## Task to complete
Without the images, write out the whole listing exactly.

## Start Material

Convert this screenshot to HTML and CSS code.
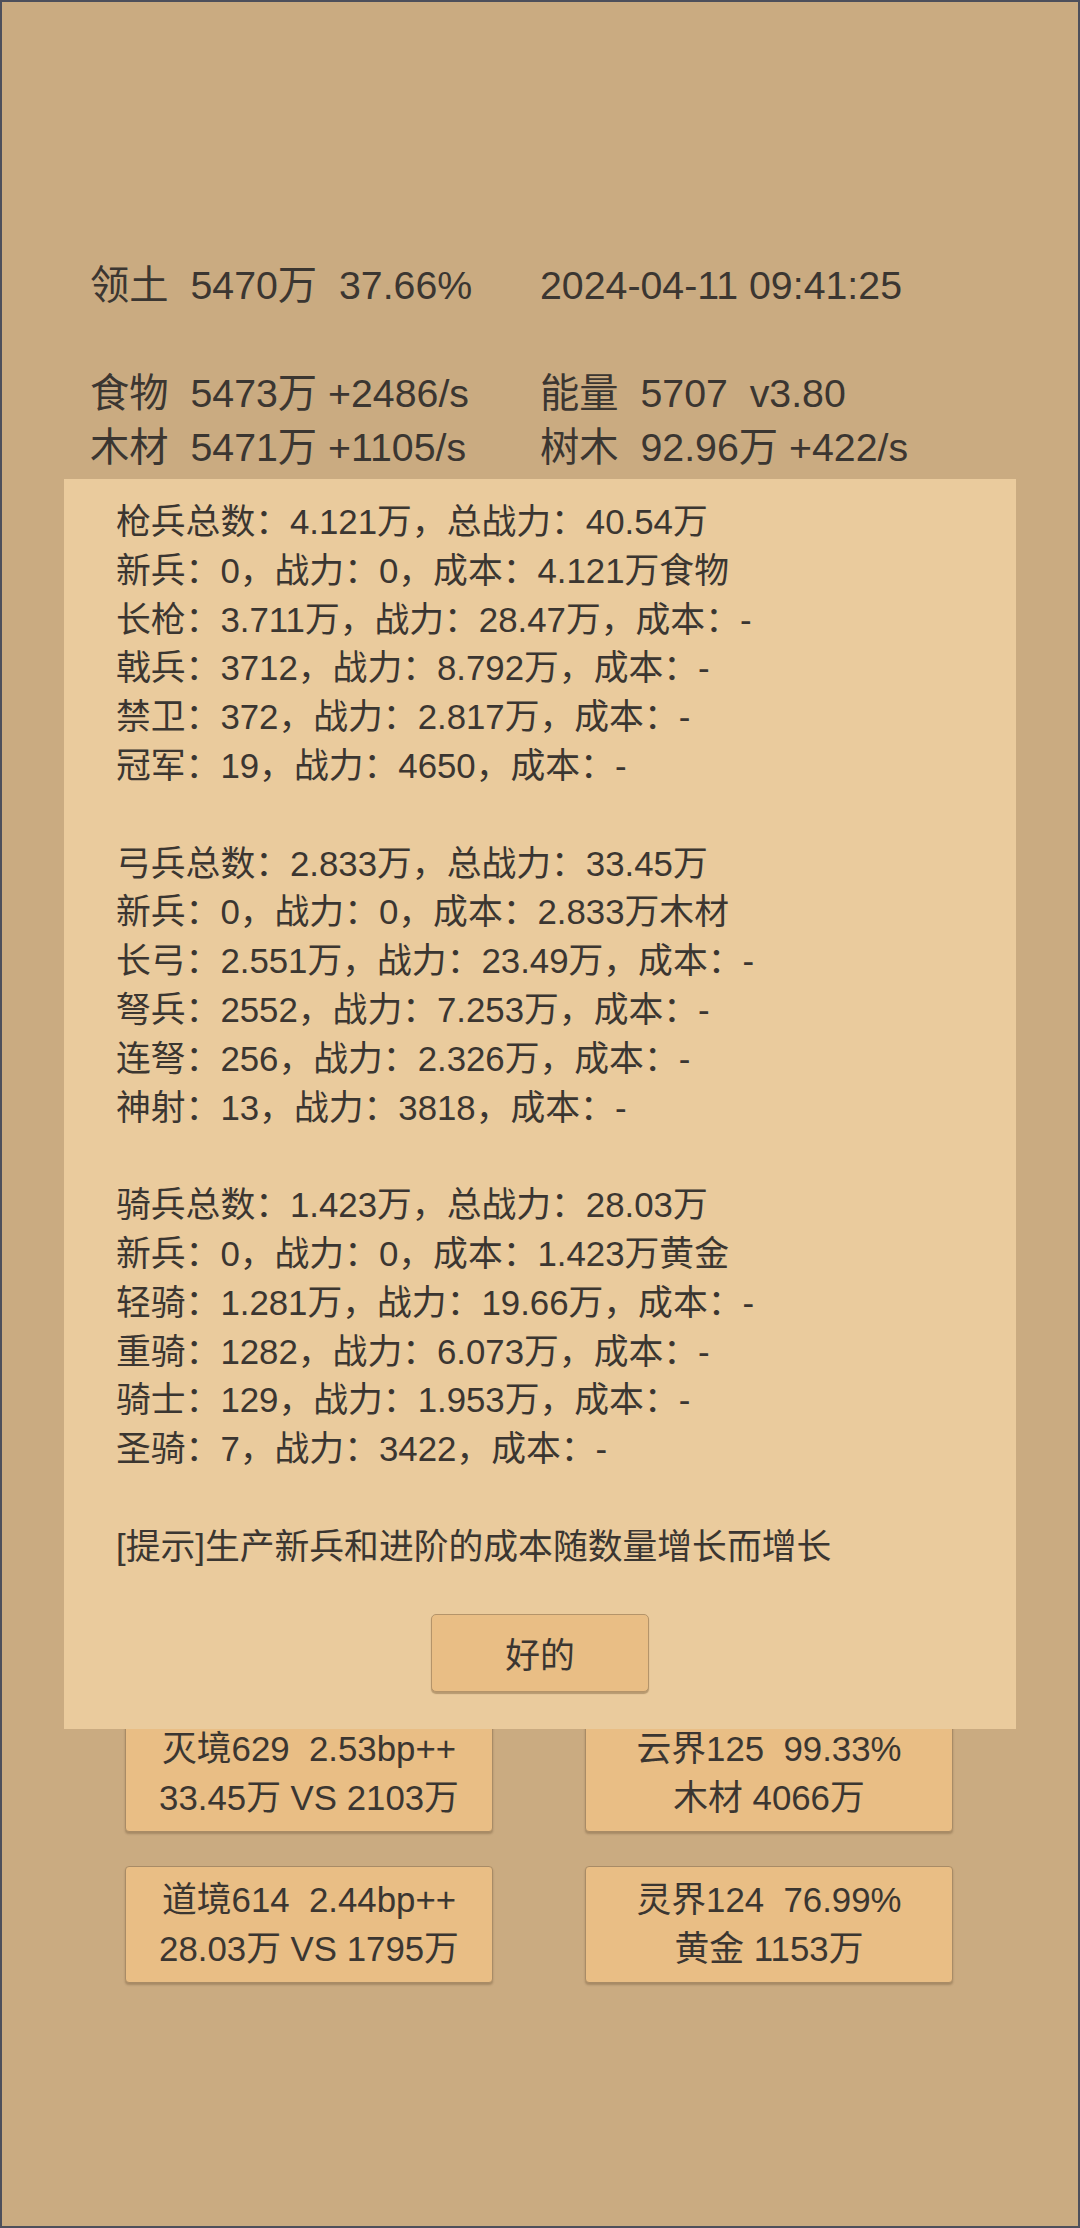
FILE: index.html
```html
<!DOCTYPE html>
<html lang="zh-CN">
<head>
<meta charset="utf-8">
<title>领土</title>
<link rel="stylesheet" href="styles.css">
</head>
<body>
<div class="screen">
  <div class="stats">
    <div class="row"><span class="cell">领土  5470万  37.66%</span><span class="cell">2024-04-11 09:41:25</span></div>
    <div class="row"></div>
    <div class="row"><span class="cell">食物  5473万 +2486/s</span><span class="cell">能量  5707  v3.80</span></div>
    <div class="row"><span class="cell">木材  5471万 +1105/s</span><span class="cell">树木  92.96万 +422/s</span></div>
  </div>

  <div class="realms">
    <div class="card"><div>灭境629  2.53bp++</div><div>33.45万 VS 2103万</div></div>
    <div class="card"><div>云界125  99.33%</div><div>木材 4066万</div></div>
    <div class="card"><div>道境614  2.44bp++</div><div>28.03万 VS 1795万</div></div>
    <div class="card"><div>灵界124  76.99%</div><div>黄金 1153万</div></div>
  </div>

  <div class="dialog">
    <div class="lines">
      <div class="line">枪兵总数：4.121万，总战力：40.54万</div>
      <div class="line">新兵：0，战力：0，成本：4.121万食物</div>
      <div class="line">长枪：3.711万，战力：28.47万，成本：-</div>
      <div class="line">戟兵：3712，战力：8.792万，成本：-</div>
      <div class="line">禁卫：372，战力：2.817万，成本：-</div>
      <div class="line">冠军：19，战力：4650，成本：-</div>
      <div class="line"></div>
      <div class="line">弓兵总数：2.833万，总战力：33.45万</div>
      <div class="line">新兵：0，战力：0，成本：2.833万木材</div>
      <div class="line">长弓：2.551万，战力：23.49万，成本：-</div>
      <div class="line">弩兵：2552，战力：7.253万，成本：-</div>
      <div class="line">连弩：256，战力：2.326万，成本：-</div>
      <div class="line">神射：13，战力：3818，成本：-</div>
      <div class="line"></div>
      <div class="line">骑兵总数：1.423万，总战力：28.03万</div>
      <div class="line">新兵：0，战力：0，成本：1.423万黄金</div>
      <div class="line">轻骑：1.281万，战力：19.66万，成本：-</div>
      <div class="line">重骑：1282，战力：6.073万，成本：-</div>
      <div class="line">骑士：129，战力：1.953万，成本：-</div>
      <div class="line">圣骑：7，战力：3422，成本：-</div>
      <div class="line"></div>
      <div class="line">[提示]生产新兵和进阶的成本随数量增长而增长</div>
    </div>
    <div class="actions"><button class="ok">好的</button></div>
  </div>
</div>
</body>
</html>
```

FILE: styles.css
```css
html, body {
  margin: 0;
  padding: 0;
}
body {
  background: #caab81;
  font-family: "Liberation Sans", "Noto Sans CJK SC", sans-serif;
  color: #3b3631;
}
.screen {
  position: relative;
  box-sizing: border-box;
  width: 1080px;
  height: 2228px;
  border: 2px solid #4d4f5b;
  background: #caab81;
  overflow: hidden;
}
.stats {
  padding: 256px 0 0 88px;
  font-size: 39.3px;
}
.row {
  display: grid;
  grid-template-columns: 450px 450px;
  height: 54px;
  line-height: 54px;
  white-space: pre;
}
.realms {
  margin: 1241px 0 0 123px;
  display: grid;
  grid-template-columns: 368px 368px;
  column-gap: 92px;
  row-gap: 34px;
}
.card {
  box-sizing: border-box;
  height: 117px;
  padding: 9px 0;
  background: #e9be85;
  border: 1px solid #a88b66;
  border-radius: 4px;
  box-shadow: 0 2px 2px rgba(60, 40, 20, 0.25);
  text-align: center;
  font-size: 34.8px;
  line-height: 48.8px;
  white-space: pre;
}
.dialog {
  position: absolute;
  top: 477px;
  left: 62px;
  width: 952px;
  height: 1250px;
  box-sizing: border-box;
  padding: 19px 0 0 52px;
  background: #eacb9d;
  font-size: 34.8px;
}
.line {
  height: 48.8px;
  line-height: 48.8px;
  white-space: pre;
}
.actions {
  display: flex;
  justify-content: center;
  padding-right: 52px;
  margin-top: 42px;
}
.ok {
  width: 218px;
  height: 78px;
  background: #e9be85;
  border: 1px solid #b4946a;
  border-radius: 5px;
  box-shadow: 0 2px 1px rgba(90, 60, 30, 0.35);
  font-family: "Liberation Sans", "Noto Sans CJK SC", sans-serif;
  font-size: 34.8px;
  color: #3b3631;
  padding: 0;
}
```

## End Material

## Solution to the exercise
Convert this screenshot to HTML and CSS code.
FILE: index.html
```html
<!DOCTYPE html>
<html lang="zh-CN">
<head>
<meta charset="utf-8">
<title>领土</title>
<link rel="stylesheet" href="styles.css">
</head>
<body>
<div class="screen">
  <div class="stats">
    <div class="row"><span class="cell">领土  5470万  37.66%</span><span class="cell">2024-04-11 09:41:25</span></div>
    <div class="row"></div>
    <div class="row"><span class="cell">食物  5473万 +2486/s</span><span class="cell">能量  5707  v3.80</span></div>
    <div class="row"><span class="cell">木材  5471万 +1105/s</span><span class="cell">树木  92.96万 +422/s</span></div>
  </div>

  <div class="realms">
    <div class="card"><div>灭境629  2.53bp++</div><div>33.45万 VS 2103万</div></div>
    <div class="card"><div>云界125  99.33%</div><div>木材 4066万</div></div>
    <div class="card"><div>道境614  2.44bp++</div><div>28.03万 VS 1795万</div></div>
    <div class="card"><div>灵界124  76.99%</div><div>黄金 1153万</div></div>
  </div>

  <div class="dialog">
    <div class="lines">
      <div class="line">枪兵总数：4.121万，总战力：40.54万</div>
      <div class="line">新兵：0，战力：0，成本：4.121万食物</div>
      <div class="line">长枪：3.711万，战力：28.47万，成本：-</div>
      <div class="line">戟兵：3712，战力：8.792万，成本：-</div>
      <div class="line">禁卫：372，战力：2.817万，成本：-</div>
      <div class="line">冠军：19，战力：4650，成本：-</div>
      <div class="line"></div>
      <div class="line">弓兵总数：2.833万，总战力：33.45万</div>
      <div class="line">新兵：0，战力：0，成本：2.833万木材</div>
      <div class="line">长弓：2.551万，战力：23.49万，成本：-</div>
      <div class="line">弩兵：2552，战力：7.253万，成本：-</div>
      <div class="line">连弩：256，战力：2.326万，成本：-</div>
      <div class="line">神射：13，战力：3818，成本：-</div>
      <div class="line"></div>
      <div class="line">骑兵总数：1.423万，总战力：28.03万</div>
      <div class="line">新兵：0，战力：0，成本：1.423万黄金</div>
      <div class="line">轻骑：1.281万，战力：19.66万，成本：-</div>
      <div class="line">重骑：1282，战力：6.073万，成本：-</div>
      <div class="line">骑士：129，战力：1.953万，成本：-</div>
      <div class="line">圣骑：7，战力：3422，成本：-</div>
      <div class="line"></div>
      <div class="line">[提示]生产新兵和进阶的成本随数量增长而增长</div>
    </div>
    <div class="actions"><button class="ok">好的</button></div>
  </div>
</div>
</body>
</html>
```

FILE: styles.css
```css
html, body {
  margin: 0;
  padding: 0;
}
body {
  background: #caab81;
  font-family: "Liberation Sans", "Noto Sans CJK SC", sans-serif;
  color: #3b3631;
}
.screen {
  position: relative;
  box-sizing: border-box;
  width: 1080px;
  height: 2228px;
  border: 2px solid #4d4f5b;
  background: #caab81;
  overflow: hidden;
}
.stats {
  padding: 256px 0 0 88px;
  font-size: 39.3px;
}
.row {
  display: grid;
  grid-template-columns: 450px 450px;
  height: 54px;
  line-height: 54px;
  white-space: pre;
}
.realms {
  margin: 1241px 0 0 123px;
  display: grid;
  grid-template-columns: 368px 368px;
  column-gap: 92px;
  row-gap: 34px;
}
.card {
  box-sizing: border-box;
  height: 117px;
  padding: 9px 0;
  background: #e9be85;
  border: 1px solid #a88b66;
  border-radius: 4px;
  box-shadow: 0 2px 2px rgba(60, 40, 20, 0.25);
  text-align: center;
  font-size: 34.8px;
  line-height: 48.8px;
  white-space: pre;
}
.dialog {
  position: absolute;
  top: 477px;
  left: 62px;
  width: 952px;
  height: 1250px;
  box-sizing: border-box;
  padding: 19px 0 0 52px;
  background: #eacb9d;
  font-size: 34.8px;
}
.line {
  height: 48.8px;
  line-height: 48.8px;
  white-space: pre;
}
.actions {
  display: flex;
  justify-content: center;
  padding-right: 52px;
  margin-top: 42px;
}
.ok {
  width: 218px;
  height: 78px;
  background: #e9be85;
  border: 1px solid #b4946a;
  border-radius: 5px;
  box-shadow: 0 2px 1px rgba(90, 60, 30, 0.35);
  font-family: "Liberation Sans", "Noto Sans CJK SC", sans-serif;
  font-size: 34.8px;
  color: #3b3631;
  padding: 0;
}
```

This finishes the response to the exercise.